• _What needs to be done_
Each line that holds the string "styles" counts once; say how many such lines there are and add nothing.

• • • •

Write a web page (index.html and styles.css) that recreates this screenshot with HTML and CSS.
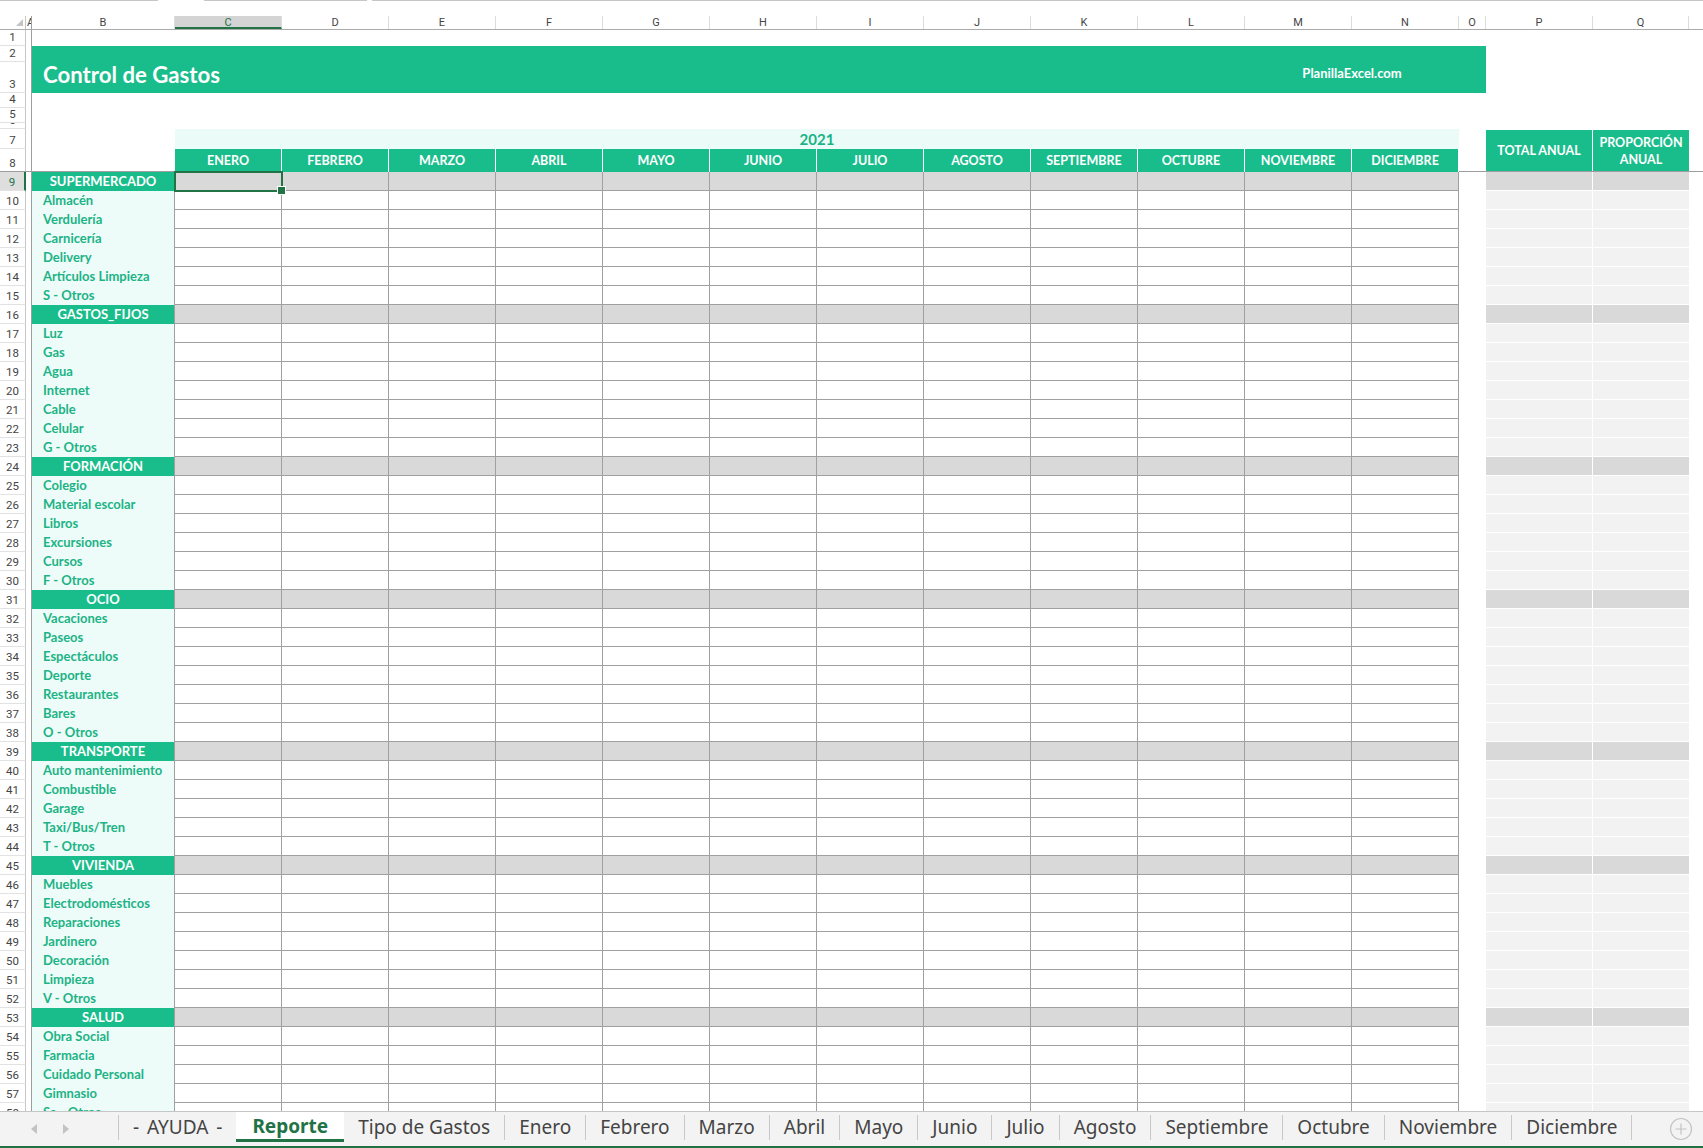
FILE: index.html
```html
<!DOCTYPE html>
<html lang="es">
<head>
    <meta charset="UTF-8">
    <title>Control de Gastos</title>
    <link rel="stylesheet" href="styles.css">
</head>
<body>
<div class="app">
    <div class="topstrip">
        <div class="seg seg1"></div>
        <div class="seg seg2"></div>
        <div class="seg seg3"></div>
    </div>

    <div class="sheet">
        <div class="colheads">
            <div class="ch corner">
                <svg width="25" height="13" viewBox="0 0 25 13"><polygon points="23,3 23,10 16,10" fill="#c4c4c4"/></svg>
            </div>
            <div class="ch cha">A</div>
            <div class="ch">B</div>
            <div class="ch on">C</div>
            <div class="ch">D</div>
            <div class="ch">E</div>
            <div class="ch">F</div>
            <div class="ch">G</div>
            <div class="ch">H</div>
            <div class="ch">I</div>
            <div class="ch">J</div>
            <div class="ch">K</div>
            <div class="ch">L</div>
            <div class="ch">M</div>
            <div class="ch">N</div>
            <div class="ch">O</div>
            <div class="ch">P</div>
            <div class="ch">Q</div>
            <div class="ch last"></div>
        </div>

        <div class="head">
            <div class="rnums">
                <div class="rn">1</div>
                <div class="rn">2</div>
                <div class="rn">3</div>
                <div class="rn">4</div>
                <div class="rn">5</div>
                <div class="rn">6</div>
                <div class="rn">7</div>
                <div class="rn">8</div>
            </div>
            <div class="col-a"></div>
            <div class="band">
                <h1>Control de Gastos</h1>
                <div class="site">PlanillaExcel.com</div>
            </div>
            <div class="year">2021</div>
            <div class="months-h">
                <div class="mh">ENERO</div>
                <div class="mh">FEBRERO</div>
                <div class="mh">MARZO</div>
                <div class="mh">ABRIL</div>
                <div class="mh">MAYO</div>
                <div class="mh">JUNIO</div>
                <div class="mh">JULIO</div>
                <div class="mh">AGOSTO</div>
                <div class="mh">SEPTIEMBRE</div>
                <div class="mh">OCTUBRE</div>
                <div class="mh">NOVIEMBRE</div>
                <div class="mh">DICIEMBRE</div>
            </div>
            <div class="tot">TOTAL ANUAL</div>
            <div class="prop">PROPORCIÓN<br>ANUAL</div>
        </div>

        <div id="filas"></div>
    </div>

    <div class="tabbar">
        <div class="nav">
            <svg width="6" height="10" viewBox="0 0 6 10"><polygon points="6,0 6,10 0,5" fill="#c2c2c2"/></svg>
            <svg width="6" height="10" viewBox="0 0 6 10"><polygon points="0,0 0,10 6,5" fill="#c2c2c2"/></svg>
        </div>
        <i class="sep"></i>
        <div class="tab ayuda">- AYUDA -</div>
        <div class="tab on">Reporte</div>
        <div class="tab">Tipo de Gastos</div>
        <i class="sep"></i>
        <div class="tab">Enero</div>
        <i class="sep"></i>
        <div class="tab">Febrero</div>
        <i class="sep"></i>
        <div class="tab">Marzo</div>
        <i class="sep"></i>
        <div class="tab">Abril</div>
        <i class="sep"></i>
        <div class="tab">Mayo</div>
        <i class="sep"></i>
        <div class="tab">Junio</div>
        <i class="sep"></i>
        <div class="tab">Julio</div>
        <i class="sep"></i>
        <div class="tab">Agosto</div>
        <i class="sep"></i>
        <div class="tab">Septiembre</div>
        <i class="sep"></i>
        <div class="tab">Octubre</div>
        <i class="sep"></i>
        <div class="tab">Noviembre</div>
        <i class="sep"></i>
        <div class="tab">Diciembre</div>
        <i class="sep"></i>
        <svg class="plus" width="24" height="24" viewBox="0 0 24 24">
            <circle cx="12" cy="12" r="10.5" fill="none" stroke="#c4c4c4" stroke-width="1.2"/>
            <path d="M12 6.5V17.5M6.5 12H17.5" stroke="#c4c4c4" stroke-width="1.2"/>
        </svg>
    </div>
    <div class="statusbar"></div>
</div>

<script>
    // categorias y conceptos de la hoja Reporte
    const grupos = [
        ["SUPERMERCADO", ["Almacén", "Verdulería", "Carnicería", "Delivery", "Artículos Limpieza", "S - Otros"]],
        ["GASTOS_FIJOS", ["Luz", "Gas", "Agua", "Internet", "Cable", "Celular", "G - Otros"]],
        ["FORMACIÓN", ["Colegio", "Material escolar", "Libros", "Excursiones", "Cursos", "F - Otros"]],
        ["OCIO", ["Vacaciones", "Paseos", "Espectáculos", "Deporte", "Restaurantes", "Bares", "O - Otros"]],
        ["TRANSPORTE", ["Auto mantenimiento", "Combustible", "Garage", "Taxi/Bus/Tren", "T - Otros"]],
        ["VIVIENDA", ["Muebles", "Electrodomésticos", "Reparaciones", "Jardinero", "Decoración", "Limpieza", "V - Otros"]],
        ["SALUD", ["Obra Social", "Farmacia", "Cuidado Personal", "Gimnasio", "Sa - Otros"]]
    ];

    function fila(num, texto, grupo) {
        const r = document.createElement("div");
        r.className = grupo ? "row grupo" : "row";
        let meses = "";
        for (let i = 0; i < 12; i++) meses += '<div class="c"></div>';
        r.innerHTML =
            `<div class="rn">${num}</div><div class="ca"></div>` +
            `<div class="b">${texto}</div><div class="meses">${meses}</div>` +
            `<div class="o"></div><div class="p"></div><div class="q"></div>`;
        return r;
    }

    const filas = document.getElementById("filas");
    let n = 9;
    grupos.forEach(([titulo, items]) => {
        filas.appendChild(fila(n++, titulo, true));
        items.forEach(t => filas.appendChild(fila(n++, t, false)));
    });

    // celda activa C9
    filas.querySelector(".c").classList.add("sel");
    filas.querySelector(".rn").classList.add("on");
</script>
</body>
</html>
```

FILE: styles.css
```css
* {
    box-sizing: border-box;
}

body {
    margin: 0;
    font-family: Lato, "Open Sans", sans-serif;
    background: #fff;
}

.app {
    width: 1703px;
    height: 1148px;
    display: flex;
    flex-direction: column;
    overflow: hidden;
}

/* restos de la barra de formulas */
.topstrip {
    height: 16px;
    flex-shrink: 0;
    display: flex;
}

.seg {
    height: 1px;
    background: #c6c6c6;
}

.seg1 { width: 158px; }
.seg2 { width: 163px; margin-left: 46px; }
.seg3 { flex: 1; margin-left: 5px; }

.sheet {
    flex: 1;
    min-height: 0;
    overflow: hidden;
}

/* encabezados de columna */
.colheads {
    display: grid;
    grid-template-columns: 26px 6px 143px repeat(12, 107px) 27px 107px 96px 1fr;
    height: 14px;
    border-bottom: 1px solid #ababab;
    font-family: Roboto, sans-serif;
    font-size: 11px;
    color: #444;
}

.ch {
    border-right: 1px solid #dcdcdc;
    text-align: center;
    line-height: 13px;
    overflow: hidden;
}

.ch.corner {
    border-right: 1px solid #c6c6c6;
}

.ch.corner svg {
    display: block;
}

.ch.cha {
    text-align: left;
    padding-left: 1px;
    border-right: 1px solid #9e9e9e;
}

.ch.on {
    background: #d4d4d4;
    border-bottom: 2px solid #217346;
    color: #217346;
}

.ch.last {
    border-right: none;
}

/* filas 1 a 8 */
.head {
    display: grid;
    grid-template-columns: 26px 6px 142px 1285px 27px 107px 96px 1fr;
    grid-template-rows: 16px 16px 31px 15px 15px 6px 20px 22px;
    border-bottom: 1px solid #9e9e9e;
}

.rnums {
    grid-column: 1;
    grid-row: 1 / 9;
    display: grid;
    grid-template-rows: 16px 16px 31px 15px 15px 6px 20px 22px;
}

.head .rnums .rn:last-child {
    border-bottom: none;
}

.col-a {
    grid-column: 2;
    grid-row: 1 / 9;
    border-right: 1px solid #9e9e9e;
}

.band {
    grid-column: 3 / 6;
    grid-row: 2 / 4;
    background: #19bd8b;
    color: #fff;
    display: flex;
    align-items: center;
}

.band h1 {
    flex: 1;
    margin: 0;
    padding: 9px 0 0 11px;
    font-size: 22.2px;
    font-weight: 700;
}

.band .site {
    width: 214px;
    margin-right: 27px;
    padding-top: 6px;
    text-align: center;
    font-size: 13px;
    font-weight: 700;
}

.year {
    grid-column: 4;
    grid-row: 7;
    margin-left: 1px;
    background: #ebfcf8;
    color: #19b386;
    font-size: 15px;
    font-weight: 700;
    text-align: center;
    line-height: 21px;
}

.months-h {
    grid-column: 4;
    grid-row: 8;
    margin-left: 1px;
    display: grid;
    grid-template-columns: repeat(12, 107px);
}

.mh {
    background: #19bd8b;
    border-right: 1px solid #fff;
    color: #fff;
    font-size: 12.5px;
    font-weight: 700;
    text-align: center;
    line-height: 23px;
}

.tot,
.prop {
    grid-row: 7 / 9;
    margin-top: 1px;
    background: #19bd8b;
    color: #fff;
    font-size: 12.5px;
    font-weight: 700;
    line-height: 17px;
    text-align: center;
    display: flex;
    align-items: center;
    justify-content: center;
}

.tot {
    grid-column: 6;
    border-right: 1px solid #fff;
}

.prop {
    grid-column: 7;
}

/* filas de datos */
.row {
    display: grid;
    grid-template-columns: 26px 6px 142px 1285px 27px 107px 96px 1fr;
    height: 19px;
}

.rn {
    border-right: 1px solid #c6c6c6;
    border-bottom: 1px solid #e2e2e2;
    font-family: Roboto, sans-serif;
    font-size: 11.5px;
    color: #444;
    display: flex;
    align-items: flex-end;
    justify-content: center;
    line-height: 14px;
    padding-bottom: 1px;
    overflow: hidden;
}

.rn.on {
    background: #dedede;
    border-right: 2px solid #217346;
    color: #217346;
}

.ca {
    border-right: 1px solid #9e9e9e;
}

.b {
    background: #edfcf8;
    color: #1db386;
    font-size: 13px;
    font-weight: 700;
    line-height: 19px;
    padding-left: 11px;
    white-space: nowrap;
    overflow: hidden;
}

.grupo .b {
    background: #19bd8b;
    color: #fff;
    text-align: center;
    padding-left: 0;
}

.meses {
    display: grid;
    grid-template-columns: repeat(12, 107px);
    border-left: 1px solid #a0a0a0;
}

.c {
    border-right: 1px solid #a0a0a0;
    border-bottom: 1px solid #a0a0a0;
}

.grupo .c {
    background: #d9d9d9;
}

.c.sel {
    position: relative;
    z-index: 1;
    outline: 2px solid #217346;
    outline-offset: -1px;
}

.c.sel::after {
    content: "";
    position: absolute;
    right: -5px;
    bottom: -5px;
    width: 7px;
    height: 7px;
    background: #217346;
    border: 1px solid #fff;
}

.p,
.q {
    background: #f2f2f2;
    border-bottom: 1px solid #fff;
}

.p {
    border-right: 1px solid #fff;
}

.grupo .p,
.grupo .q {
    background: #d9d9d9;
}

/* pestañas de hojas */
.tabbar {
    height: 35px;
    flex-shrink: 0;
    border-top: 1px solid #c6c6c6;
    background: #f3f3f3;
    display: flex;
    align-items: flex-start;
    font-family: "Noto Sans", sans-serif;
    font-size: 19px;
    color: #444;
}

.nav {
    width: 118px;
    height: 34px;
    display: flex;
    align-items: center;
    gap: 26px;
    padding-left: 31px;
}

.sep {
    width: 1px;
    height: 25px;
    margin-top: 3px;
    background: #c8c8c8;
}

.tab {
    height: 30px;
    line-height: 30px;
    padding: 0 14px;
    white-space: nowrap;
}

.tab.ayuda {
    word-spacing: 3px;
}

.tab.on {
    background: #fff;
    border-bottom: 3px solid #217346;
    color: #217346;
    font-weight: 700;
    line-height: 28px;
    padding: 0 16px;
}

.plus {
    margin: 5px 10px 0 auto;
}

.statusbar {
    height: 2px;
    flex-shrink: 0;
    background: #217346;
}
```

• • • •

• _Result of the task_
3